DIANE KRUGER affronta il terrorismo bianco nell'oscurità OLTRE LA NOTTE
Diane Kruger in "Oltre la notte".
Diane Kruger in "Oltre la notte".

DIANE KRUGER affronta il terrorismo bianco nell’oscurità OLTRE LA NOTTE

Cinema che nasce dall’urgenza del presente ma che evita di banalizzarsi con accuse a senso unico, facendo luce su forme di terrore sociale ugualmente fondamentaliste ma assurdamente occultate, al fine di ampliare le fila delle responsabilità di cultura e di specie (umana). Potrebbe essere la sinossi di una speranza, e alla fine rimane tale, non inverandosi nell’esito di “Oltre la notte”, l’ultimo film di Fatih Akin. Il regista tedesco di origine turca attinge a due fonti, quella emotiva del presente e quella personale del passato, per costruire una storia di lutto, (in)giustizia e vendetta che vede protagonista Katja (Diane Kruger), madre e moglie che vive ad Amburgo e che un giorno all’improvviso – dal niente come recita il titolo originale tedesco (“Aus dem Nichts”) –  perde marito turco, appena uscito di prigione, e figlioletto in un attentato dell’estrema destra tedesca.

Pur non volendo compiere un’operazione di macelleria testuale, prendendo dal corpo del film solo i pezzi buoni e scartando il resto, svalutando la complessità dell’opera a fronte di parti più o meno riuscite, di temi complessi, ora centrati e pianamente degni, ora fallati da un trattamento di poco spessore, non ci si può non rammaricare del fatto che il film si smarrisca a più riprese. L’opera di Fatih Akin, tripartita nella narrazione, finisce per percorrere, anche negli intenti, molteplici strade di cui solo poche con uscita sicura, la maggioranza, invece sono interrotte da insidie e svincoli discorsivi non necessari.

“Oltre la notte” potrebbe avere la sinossi di una speranza. E alla fine rimane tale, non inverandosi nell’esito del film di Fatih Akin.

Fatih Akin non è un regista riconoscibile per stile e qui lo conferma, mescolando retorica filmica in un pot-pouri di zoom e flashback, perciò l’attenzione è per forza di cose puntata sul senso della narrazione. Dispiace non poco allora che la smania di dire troppo schiacci all’angolo il cuore pulsante del film, fatto fondamentalmente di due sostanze: da un lato l’interpretazione devota di Diane Kruger, ammirevole nello sfumare dalla rabbia alla disperazione e premiata a Cannes come miglior interprete – premio meritato ma quantomeno scontato visto il livello piatto dello scorso concorso della Croisette – e dall’altro la volontà comunque sincera di ribaltare la questione del terrorismo indagandone aspetti affatto noti.
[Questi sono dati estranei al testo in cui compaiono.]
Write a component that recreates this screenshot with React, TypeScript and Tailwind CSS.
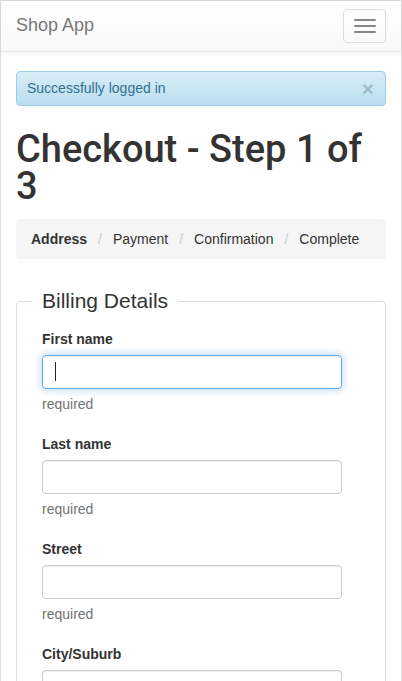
import React from 'react'

const fields = ['First name', 'Last name', 'Street', 'City/Suburb']

function Field({ label, focused }: { label: string; focused?: boolean }) {
  return (
    <div className="mb-[20px]">
      <label className="block font-bold text-[14px] leading-[20px] text-[#333] mb-[6px]">{label}</label>
      <div className="relative w-[300px]">
        <input
          type="text"
          className={
            focused
              ? 'block w-[300px] h-[34px] px-[12px] text-[14px] bg-white border border-[#66afe9] rounded-[4px] outline-none shadow-[inset_0_1px_1px_rgba(0,0,0,0.075),0_0_8px_rgba(102,175,233,0.6)]'
              : 'block w-[300px] h-[34px] px-[12px] text-[14px] bg-white border border-[#ccc] rounded-[4px] outline-none shadow-[inset_0_1px_1px_rgba(0,0,0,0.075)]'
          }
        />
        {focused && <span className="absolute left-[13px] top-[7px] h-[19px] w-px bg-[#222]" />}
      </div>
      <p className="mt-[5px] text-[14px] leading-[20px] text-[#737373]">required</p>
    </div>
  )
}

export default function App() {
  return (
    <div className="min-h-screen bg-white border-x border-t border-[#ddd] text-[#333] font-['Liberation_Sans',Arial,sans-serif]">
      {/* Navbar */}
      <nav className="h-[51px] flex items-start justify-between border-b border-[#e7e7e7] bg-gradient-to-b from-white to-[#f8f8f8] shadow-[0_1px_5px_rgba(0,0,0,0.075)]">
        <span className="pl-[15px] pt-[14px] text-[18px] leading-[20px] text-[#777]">Shop App</span>
        <button className="mt-[8px] mr-[15px] w-[43px] h-[34px] border border-[#ddd] rounded-[4px] flex flex-col items-center justify-center gap-[4px]">
          <span className="block w-[22px] h-[2px] bg-[#888] rounded-[1px]" />
          <span className="block w-[22px] h-[2px] bg-[#888] rounded-[1px]" />
          <span className="block w-[22px] h-[2px] bg-[#888] rounded-[1px]" />
        </button>
      </nav>

      <div className="px-[15px]">
        {/* Alert */}
        <div className="mt-[19px] h-[35px] flex items-center justify-between pl-[10px] pr-[11px] border border-[#9acfea] rounded-[4px] bg-gradient-to-b from-[#d9edf7] to-[#b9def0] text-[#31708f] text-[14px]">
          <span>Successfully logged in</span>
          <span className="text-[21px] font-bold leading-none text-black/20">×</span>
        </div>

        <h1 className="mt-[24.5px] mb-[14.5px] text-[38px] leading-[37px] font-medium text-[#333] font-['Roboto','Liberation_Sans',sans-serif]">
          Checkout - Step 1 of 3
        </h1>

        {/* Breadcrumb */}
        <ol className="h-[40px] flex items-center px-[15px] bg-[#f5f5f5] rounded-[4px] text-[14px] text-[#333]">
          <li className="font-bold">Address</li>
          <li className="px-[11px] text-[#ccc]">/</li>
          <li>Payment</li>
          <li className="px-[11px] text-[#ccc]">/</li>
          <li>Confirmation</li>
          <li className="px-[11px] text-[#ccc]">/</li>
          <li>Complete</li>
        </ol>

        <fieldset className="mt-[28px] border border-[#ddd] rounded-[4px] px-[25px] pt-[14px] pb-[10px]">
          <legend className="-ml-[10px] px-[10px] text-[21px] leading-[28px] text-[#333]">Billing Details</legend>
          {fields.map((f, i) => (
            <Field key={f} label={f} focused={i === 0} />
          ))}
        </fieldset>
      </div>
    </div>
  )
}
Tuttavia, proprio quest’ultimo merito finisce per farsi difetto e gravare sul giudizio, poiché quel coraggio di dire qualcosa di diverso si affievolisce proprio nel momento in cui si dovrebbe alzare la voce per sostenere fieramente la propria tesi, e invece il regista si limita a sussurrare che, al di là del terrorismo monocolore che le tragedie recenti ci inculcano, ci sono ombre nerissime nelle pieghe dell’odio umano – bianco, principalmente – laddove la religione spesso è solo un alibi ipocrita che raccontiamo a noi stessi. Chiunque rifugga populismi e provinciali semplificazione è già cosciente di questa complessità di fondo, dunque spera che il cinema aggiunga risposte anziché sottolineature.